• Stated task
Find the lines that contain the word "React" and copy each one.

BEGIN

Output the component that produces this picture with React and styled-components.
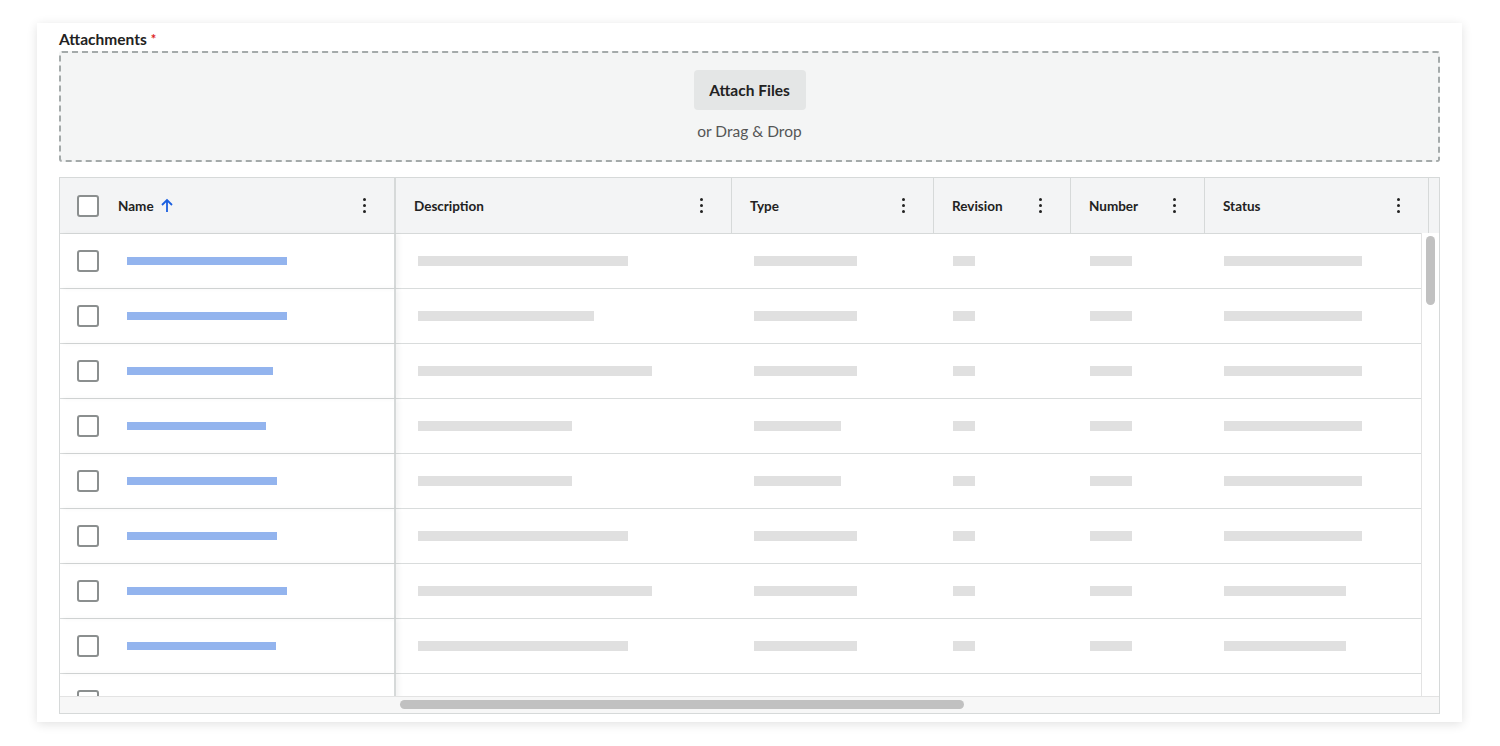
import React from "react";
import styled, { createGlobalStyle } from "styled-components";

const G = createGlobalStyle`
  body{margin:0;background:#fff;font-family:Lato,"Noto Sans",sans-serif;}
`;
const Page = styled.div`width:1500px;height:746px;padding:23px 38px 0 37px;box-sizing:border-box;`;
const Card = styled.div`background:#fff;height:699px;box-shadow:0 2px 10px rgba(0,0,0,.12);padding:7px 22px 0 22px;box-sizing:border-box;display:flex;flex-direction:column;`;
const Label = styled.div`font-weight:700;font-size:15.5px;color:#222;height:21px;line-height:18px;
  span{color:#d22;margin-left:4px;font-size:13px;vertical-align:top;}`;
const Drop = styled.div`height:111px;box-sizing:border-box;border:2px dashed #a4aaaa;border-radius:3px;background:#f4f5f5;display:flex;flex-direction:column;align-items:center;padding-top:17px;`;
const Btn = styled.div`width:112px;height:40px;border-radius:4px;background:#e4e6e6;font-weight:700;font-size:15.5px;color:#222;display:flex;align-items:center;justify-content:center;`;
const Sub = styled.div`margin-top:12px;font-size:15.5px;color:#555;`;
const Table = styled.div`margin-top:15px;height:537px;border:1px solid #d6d9d9;box-sizing:border-box;position:relative;overflow:hidden;`;
const cols = "336px 336px 202px 137px 134px 224px 12px";
const Head = styled.div`display:grid;grid-template-columns:${cols};height:55px;background:#f3f4f5;border-bottom:1px solid #d6d9d9;`;
const HCell = styled.div`display:flex;align-items:center;padding:0 28px 0 18px;font-size:13.5px;font-weight:700;color:#222;border-right:1px solid #d6d9d9;position:relative;
  ${p=>p.$first&&"border-right:2px solid #d6d9d9;padding-left:17px;"}`;
const Dots = styled.div`margin-left:auto;display:flex;flex-direction:column;gap:2.5px;
  i{width:3.5px;height:3.5px;border-radius:50%;background:#222;display:block;}`;
const Box = styled.div`width:22px;height:22px;border:2px solid #8b8f8f;border-radius:3px;box-sizing:border-box;margin-right:19px;background:#fff;`;
const Row = styled.div`display:grid;grid-template-columns:${cols};height:55px;border-bottom:1px solid #d9dcdc;box-sizing:border-box;`;
const Cell = styled.div`display:flex;align-items:center;padding-left:${p=>p.$pl}px;padding-bottom:1px;
  ${p=>p.$first&&"border-right:2px solid #d6d9d9;box-shadow:3px 0 5px rgba(0,0,0,.05);"}`;
const Bar = styled.div`height:${p=>p.$h}px;background:${p=>p.$c};`;
const VTrack = styled.div`position:absolute;right:0;top:55px;bottom:17px;width:17px;background:#fff;border-left:1px solid #e3e3e3;`;
const VThumb = styled.div`position:absolute;left:4px;top:3px;width:9px;height:69px;border-radius:5px;background:#c1c1c1;`;
const HTrack = styled.div`position:absolute;left:0;right:0;bottom:0;height:16px;background:#f7f7f7;border-top:1px solid #e3e3e3;`;
const HThumb = styled.div`position:absolute;left:340px;top:3px;width:564px;height:9px;border-radius:5px;background:#c1c1c1;`;

const rows = [
 [160,210,103,22,42,138],[160,176,103,22,42,138],[146,234,103,22,42,138],[139,154,87,22,42,138],
 [150,154,87,22,42,138],[150,210,103,22,42,138],[160,234,103,22,42,122],[149,210,103,22,42,122],[160,210,103,22,42,138]
];
const pads=[[67,8],[22,10],[22,10],[19,10],[19,10],[19,10]];
const heads=["Description","Type","Revision","Number","Status"];

export default function App(){
  return <><G/><Page><Card>
    <Label>Attachments<span>*</span></Label>
    <Drop><Btn>Attach Files</Btn><Sub>or Drag &amp; Drop</Sub></Drop>
    <Table>
      <Head>
        <HCell $first><Box/>Name
          <svg width="16" height="16" viewBox="0 0 16 16" style={{marginLeft:5}}><path d="M8 14V2M3 7l5-5 5 5" stroke="#1a5fe0" strokeWidth="1.8" fill="none"/></svg>
          <Dots><i/><i/><i/></Dots></HCell>
        {heads.map(h=><HCell key={h}>{h}<Dots><i/><i/><i/></Dots></HCell>)}
        <HCell/>
      </Head>
      {rows.map((r,i)=><Row key={i}>
        <Cell $first $pl={17}><Box style={{marginRight:28}}/><Bar $h={8} $c="#93b4ee" style={{width:r[0]}}/></Cell>
        {r.slice(1).map((w,j)=><Cell key={j} $pl={pads[j+1][0]}><Bar $h={10} $c="#e0e0e0" style={{width:w}}/></Cell>)}
        <Cell/>
      </Row>)}
      <VTrack><VThumb/></VTrack>
      <HTrack><HThumb/></HTrack>
    </Table>
  </Card></Page></>;
}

END

• Answer in full
Output the component that produces this picture with React and styled-components.
import React from "react";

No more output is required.